# Start of SUPPLIED MATERIAL

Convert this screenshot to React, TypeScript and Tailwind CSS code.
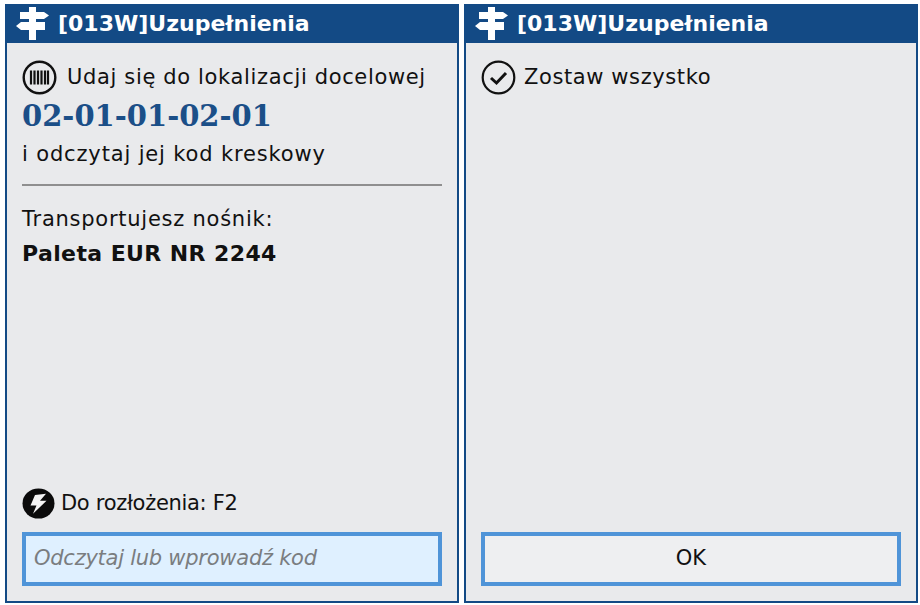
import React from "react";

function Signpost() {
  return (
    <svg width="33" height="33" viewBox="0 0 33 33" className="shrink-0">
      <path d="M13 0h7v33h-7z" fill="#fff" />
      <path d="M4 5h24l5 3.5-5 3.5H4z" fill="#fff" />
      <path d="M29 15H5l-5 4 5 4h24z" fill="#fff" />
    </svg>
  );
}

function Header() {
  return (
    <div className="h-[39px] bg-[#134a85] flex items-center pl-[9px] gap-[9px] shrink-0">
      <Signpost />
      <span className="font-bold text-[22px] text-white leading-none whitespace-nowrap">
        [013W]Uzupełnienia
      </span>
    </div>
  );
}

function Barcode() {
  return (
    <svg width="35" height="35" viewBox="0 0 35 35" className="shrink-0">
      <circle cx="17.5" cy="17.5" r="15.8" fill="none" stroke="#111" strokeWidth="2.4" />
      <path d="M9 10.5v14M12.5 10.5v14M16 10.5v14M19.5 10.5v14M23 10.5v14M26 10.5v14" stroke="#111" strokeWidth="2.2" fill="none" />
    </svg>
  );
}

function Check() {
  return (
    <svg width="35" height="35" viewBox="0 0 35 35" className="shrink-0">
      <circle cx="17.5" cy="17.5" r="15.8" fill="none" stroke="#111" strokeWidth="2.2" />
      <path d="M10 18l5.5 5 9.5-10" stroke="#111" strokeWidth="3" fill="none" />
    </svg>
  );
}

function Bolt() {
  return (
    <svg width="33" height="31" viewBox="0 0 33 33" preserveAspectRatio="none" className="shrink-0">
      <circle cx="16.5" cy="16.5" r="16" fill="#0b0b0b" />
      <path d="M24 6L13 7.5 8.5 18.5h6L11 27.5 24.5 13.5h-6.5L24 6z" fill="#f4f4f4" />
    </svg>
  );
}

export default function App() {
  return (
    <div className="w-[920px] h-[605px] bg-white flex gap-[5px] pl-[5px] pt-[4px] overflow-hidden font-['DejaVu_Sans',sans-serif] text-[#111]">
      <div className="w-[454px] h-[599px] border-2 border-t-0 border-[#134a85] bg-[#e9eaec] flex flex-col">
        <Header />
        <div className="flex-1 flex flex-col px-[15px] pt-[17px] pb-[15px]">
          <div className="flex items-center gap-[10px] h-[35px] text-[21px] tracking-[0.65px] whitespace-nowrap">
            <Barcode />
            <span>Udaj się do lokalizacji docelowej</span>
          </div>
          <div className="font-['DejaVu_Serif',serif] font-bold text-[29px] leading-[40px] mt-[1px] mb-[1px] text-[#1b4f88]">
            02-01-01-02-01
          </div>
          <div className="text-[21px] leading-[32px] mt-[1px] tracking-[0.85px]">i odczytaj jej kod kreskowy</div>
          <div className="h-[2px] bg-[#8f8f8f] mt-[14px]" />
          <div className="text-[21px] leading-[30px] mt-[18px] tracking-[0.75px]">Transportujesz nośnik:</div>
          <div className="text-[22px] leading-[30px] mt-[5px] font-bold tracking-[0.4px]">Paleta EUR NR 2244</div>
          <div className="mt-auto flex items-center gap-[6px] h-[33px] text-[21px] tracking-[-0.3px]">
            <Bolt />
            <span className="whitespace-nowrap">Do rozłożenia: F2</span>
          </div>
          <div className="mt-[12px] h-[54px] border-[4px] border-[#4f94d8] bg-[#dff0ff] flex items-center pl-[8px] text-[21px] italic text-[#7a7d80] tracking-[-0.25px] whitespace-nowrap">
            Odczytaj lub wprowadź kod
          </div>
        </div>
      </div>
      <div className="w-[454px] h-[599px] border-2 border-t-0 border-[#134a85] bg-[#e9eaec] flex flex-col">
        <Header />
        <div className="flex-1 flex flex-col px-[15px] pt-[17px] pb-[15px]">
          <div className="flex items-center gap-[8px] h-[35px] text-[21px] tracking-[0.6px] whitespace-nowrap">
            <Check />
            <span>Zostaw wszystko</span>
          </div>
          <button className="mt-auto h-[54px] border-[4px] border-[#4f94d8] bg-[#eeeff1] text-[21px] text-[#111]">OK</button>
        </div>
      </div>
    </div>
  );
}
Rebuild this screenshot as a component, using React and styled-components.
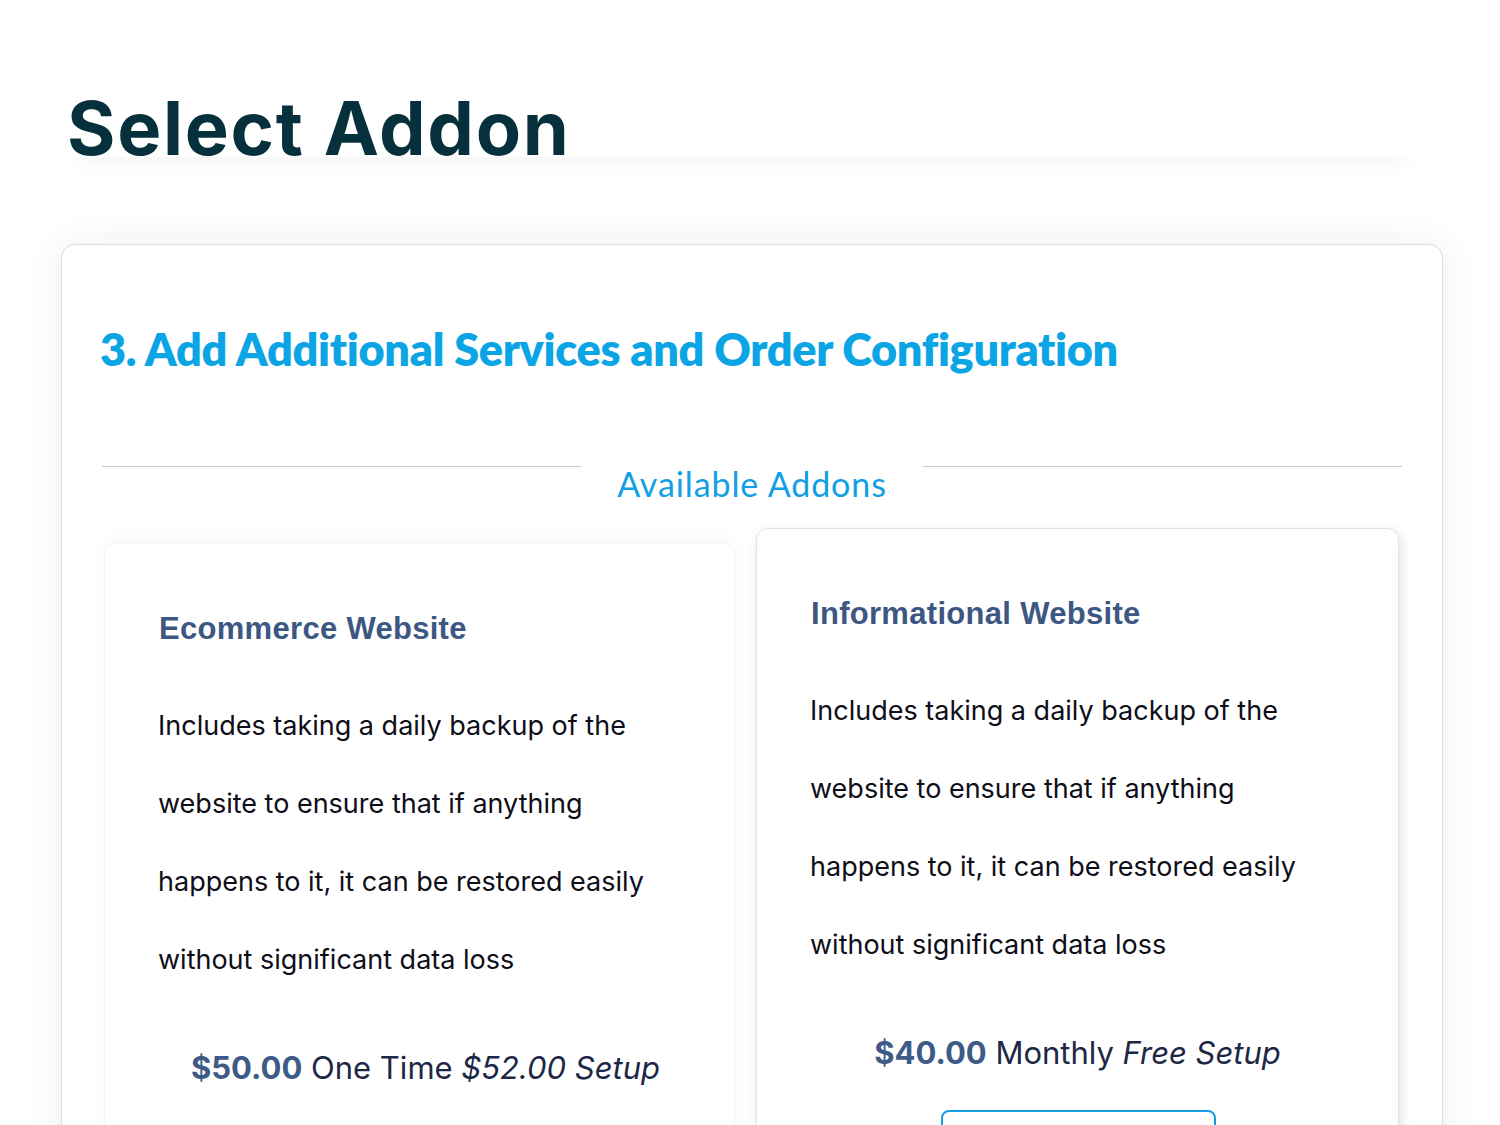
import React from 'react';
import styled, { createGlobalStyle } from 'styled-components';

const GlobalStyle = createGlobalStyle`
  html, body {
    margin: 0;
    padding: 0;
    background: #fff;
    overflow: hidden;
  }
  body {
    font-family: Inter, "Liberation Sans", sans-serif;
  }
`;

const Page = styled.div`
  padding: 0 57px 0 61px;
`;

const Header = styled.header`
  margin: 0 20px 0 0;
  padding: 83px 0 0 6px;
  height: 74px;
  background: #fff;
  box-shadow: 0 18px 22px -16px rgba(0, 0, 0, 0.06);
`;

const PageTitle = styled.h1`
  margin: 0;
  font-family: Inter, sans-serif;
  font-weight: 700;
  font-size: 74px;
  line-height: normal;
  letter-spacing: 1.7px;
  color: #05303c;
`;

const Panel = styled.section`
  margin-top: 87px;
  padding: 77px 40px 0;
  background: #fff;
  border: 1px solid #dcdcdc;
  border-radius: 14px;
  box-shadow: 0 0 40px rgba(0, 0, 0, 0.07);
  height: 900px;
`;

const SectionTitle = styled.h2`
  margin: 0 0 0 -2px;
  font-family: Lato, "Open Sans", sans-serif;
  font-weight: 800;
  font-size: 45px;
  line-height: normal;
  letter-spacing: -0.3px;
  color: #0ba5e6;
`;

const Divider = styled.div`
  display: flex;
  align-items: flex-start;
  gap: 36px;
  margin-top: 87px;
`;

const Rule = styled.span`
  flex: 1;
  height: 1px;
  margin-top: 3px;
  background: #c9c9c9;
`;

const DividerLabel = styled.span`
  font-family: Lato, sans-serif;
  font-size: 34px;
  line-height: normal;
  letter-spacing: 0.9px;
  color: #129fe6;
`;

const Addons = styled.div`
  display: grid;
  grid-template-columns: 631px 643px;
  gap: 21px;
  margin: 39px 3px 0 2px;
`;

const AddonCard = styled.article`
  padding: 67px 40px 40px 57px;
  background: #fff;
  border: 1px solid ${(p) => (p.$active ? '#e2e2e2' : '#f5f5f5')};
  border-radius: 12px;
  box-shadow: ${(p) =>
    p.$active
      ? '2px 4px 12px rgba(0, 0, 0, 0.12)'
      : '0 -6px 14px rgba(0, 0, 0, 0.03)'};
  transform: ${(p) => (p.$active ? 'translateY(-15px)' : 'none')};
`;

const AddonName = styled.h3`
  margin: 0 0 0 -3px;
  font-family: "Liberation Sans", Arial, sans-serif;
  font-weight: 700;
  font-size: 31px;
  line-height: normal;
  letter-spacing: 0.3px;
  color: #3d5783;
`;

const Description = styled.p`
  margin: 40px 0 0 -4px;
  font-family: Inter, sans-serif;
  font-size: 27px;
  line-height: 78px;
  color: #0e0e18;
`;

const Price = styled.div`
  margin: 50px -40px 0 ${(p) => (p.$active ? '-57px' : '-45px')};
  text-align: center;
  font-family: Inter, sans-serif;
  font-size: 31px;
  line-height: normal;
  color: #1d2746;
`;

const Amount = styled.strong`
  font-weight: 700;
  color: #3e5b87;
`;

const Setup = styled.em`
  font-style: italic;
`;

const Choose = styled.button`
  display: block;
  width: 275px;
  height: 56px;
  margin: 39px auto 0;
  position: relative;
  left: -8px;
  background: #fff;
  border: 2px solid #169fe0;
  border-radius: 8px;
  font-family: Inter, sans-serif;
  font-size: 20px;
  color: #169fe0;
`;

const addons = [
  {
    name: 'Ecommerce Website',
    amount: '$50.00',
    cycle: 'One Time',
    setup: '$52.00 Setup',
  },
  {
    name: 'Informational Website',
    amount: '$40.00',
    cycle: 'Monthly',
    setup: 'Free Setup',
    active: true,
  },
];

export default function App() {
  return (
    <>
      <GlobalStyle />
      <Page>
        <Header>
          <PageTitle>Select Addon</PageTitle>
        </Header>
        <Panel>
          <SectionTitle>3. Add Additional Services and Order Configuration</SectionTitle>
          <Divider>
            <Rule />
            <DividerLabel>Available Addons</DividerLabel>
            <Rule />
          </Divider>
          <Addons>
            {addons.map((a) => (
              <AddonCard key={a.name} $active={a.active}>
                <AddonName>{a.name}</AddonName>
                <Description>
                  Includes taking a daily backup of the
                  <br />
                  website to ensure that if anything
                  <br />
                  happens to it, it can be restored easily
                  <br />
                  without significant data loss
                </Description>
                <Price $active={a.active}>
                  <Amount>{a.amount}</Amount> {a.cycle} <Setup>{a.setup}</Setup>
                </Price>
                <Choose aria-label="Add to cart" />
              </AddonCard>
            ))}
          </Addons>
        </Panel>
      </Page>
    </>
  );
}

# End of SUPPLIED MATERIAL

Determine the number of lines in the listing that contain the string "components". Write that number and nothing else.

2